The second most used Hebrew word translated “love” is ra‛yâh used nine times and all in the Song of Solomon. The word means “a female associate” and it is used in the same way we would use it in speaking to a girlfriend or wife – “my love.”
The third most used Hebrew word translated “love” is dôd (translated “love” seven times), which means “to boil, that is (figuratively) to love; by implication a love token, lover, friend; specifically an uncle.” I can easily associate “boil” with “love,” i.e., “passion,” but I do not get “uncle,” which is the way it is often translated. The Song of Solomon finds the most uses of the word dôd, which makes sense considering the content of the poem.

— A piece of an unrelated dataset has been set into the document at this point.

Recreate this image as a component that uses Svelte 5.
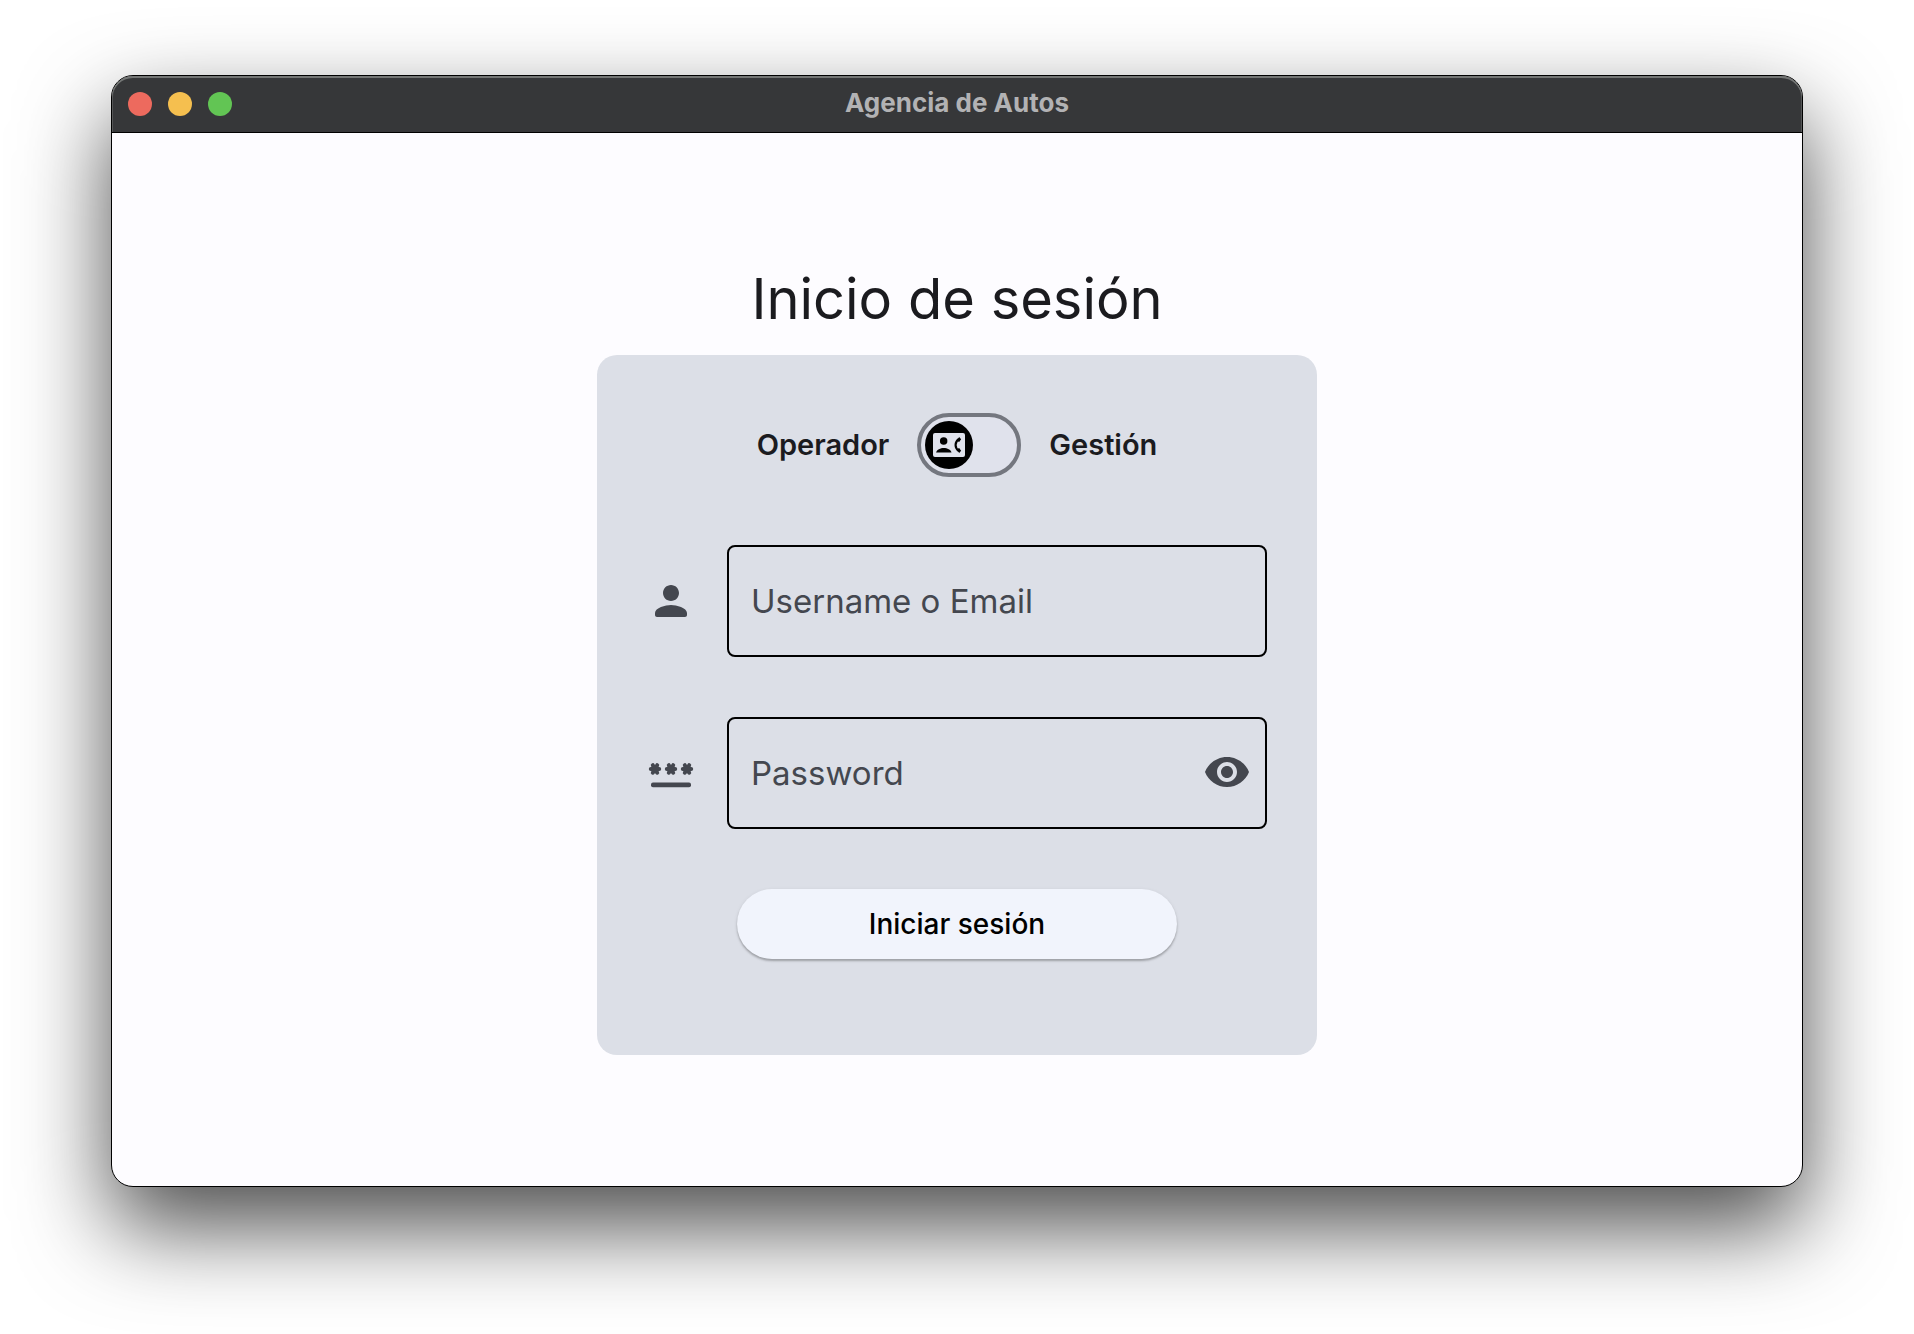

It is used in Proverbs 7:18 by the adulterous woman seducing the fool, and in Ezekiel 16:8 describing God’s passion for Israel. Also in Ezekiel 23:17 it is used to describe Israel’s and Judah’s passion for idolatry like an adulterous woman.
There is no word in the Old Testament (that I could find) that describes God’s love like there is in the New Testament. Love appears as a verb (agapaō) 140 times and as a noun (agapē) 117 times (sometimes translated “charity”). Strong’s Dictionary translates it as “affection or benevolence,” but biblical scholars have long assigned greater meaning to the word. Indeed, when reading the “Love Chapter” (1 Corinthians 13) in the KJV, agapē is translated as “charity” because “charity” better conveys the deeper significance of the word. As charity is selfless giving without expectation of reciprocation, so agapē expresses the love of God completely.
John expressed God’s love in the third chapter of his Gospel, “For God so loved (agapaō) the world, that he gave his only begotten Son, that whosoever believeth in him should not perish, but have everlasting life” (John 3:16). Jesus said (our starting verse), “Greater love (agapē) hath no man than this, that a man lay down his life for his friends” (John 15:13). He proved this by giving His own life on the cross to rescue us from eternal damnation.
In like manner, Paul exhorts, “Husbands, love (agapaō) your wives, even as Christ also loved (agapaō) the church, and gave himself for it” (Ephesians 5:25). Love unselfishly without expecting anything in return. Although, I believe you will be rewarded.